Directive
Locate every line that holds the string "styles" and copy it.

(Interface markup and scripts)
»»

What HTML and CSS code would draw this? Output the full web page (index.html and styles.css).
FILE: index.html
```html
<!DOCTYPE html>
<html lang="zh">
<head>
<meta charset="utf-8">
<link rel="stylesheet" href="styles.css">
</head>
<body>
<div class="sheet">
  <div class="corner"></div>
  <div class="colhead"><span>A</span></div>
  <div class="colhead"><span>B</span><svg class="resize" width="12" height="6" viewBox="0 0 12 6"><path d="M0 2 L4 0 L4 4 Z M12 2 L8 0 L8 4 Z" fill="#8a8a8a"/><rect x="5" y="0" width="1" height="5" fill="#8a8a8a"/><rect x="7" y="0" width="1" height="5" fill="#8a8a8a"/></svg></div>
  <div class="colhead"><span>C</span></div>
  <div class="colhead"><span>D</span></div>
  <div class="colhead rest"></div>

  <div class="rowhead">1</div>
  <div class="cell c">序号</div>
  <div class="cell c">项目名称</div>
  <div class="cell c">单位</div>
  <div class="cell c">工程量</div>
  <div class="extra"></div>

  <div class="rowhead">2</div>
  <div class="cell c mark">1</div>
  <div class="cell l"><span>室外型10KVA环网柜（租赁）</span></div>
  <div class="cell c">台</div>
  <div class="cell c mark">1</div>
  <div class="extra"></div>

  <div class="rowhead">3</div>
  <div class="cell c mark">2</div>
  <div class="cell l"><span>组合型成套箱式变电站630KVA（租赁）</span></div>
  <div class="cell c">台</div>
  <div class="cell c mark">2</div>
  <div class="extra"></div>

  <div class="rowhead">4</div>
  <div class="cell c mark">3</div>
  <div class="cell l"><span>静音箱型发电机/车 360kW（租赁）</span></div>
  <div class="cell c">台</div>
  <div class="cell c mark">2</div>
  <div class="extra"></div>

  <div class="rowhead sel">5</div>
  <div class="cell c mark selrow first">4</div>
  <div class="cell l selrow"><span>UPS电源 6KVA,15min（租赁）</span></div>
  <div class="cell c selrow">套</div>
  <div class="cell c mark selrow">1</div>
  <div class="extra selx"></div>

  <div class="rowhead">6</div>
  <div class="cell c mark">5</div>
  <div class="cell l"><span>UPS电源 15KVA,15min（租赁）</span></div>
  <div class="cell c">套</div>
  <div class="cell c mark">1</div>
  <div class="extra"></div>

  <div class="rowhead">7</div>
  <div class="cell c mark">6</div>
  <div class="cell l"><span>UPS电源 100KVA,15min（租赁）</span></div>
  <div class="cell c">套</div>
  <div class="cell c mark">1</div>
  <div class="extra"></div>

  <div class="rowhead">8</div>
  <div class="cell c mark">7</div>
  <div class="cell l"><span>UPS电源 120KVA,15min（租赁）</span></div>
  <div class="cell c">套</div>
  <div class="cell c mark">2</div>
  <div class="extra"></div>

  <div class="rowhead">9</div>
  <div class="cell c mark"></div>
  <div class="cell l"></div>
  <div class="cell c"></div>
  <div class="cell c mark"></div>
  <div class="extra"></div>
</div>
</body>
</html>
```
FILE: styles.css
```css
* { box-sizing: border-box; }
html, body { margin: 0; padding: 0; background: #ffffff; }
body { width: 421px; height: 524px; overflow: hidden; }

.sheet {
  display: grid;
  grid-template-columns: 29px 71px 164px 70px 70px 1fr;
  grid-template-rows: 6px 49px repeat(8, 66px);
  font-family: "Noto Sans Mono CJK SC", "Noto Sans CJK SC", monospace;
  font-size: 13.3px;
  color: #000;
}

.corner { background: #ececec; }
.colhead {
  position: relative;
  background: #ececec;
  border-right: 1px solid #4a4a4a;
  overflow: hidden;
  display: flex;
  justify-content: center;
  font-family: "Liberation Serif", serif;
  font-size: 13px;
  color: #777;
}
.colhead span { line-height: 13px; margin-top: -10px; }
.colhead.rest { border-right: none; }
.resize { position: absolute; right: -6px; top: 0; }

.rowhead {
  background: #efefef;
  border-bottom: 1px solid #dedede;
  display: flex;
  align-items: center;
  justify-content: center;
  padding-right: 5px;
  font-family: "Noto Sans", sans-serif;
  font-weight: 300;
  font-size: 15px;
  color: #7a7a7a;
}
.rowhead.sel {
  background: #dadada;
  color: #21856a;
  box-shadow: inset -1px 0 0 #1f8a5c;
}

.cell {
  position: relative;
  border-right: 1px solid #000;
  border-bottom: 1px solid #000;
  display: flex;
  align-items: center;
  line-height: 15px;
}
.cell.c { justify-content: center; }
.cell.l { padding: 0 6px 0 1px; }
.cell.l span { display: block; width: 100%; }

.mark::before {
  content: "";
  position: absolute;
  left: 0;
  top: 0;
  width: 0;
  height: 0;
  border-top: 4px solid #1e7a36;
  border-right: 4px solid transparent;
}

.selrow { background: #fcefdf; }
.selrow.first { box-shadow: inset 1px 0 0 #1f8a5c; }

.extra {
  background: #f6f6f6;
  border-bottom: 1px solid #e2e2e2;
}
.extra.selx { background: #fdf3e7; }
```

««
»»

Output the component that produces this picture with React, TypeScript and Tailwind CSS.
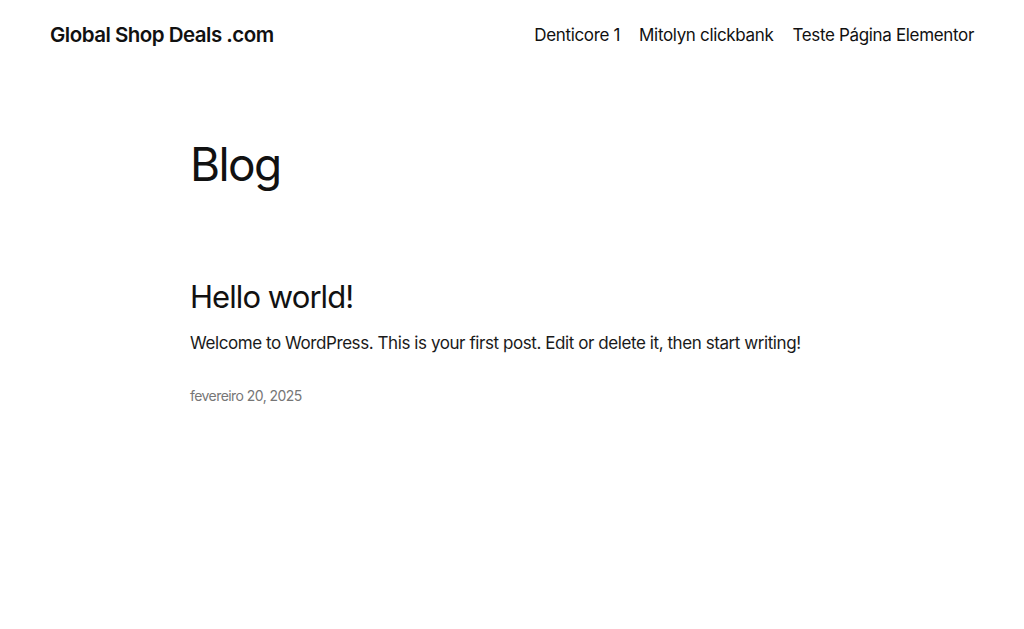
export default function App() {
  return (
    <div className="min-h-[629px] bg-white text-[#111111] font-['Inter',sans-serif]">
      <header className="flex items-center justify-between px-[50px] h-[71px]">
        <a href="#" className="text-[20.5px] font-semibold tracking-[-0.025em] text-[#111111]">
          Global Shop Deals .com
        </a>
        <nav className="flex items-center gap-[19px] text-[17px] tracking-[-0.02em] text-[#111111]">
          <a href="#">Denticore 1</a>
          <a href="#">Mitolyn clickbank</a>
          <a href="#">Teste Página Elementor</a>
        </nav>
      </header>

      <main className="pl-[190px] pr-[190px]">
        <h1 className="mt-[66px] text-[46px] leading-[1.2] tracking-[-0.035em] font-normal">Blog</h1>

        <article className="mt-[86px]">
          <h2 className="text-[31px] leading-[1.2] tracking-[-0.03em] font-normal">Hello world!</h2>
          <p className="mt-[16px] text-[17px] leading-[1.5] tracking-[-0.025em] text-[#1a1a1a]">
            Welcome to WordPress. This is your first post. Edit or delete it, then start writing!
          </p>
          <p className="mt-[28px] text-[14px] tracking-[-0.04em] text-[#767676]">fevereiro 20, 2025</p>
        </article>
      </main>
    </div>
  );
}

««

Answer for this exercise
What HTML and CSS code would draw this? Output the full web page (index.html and styles.css).
<link rel="stylesheet" href="styles.css">
FILE: styles.css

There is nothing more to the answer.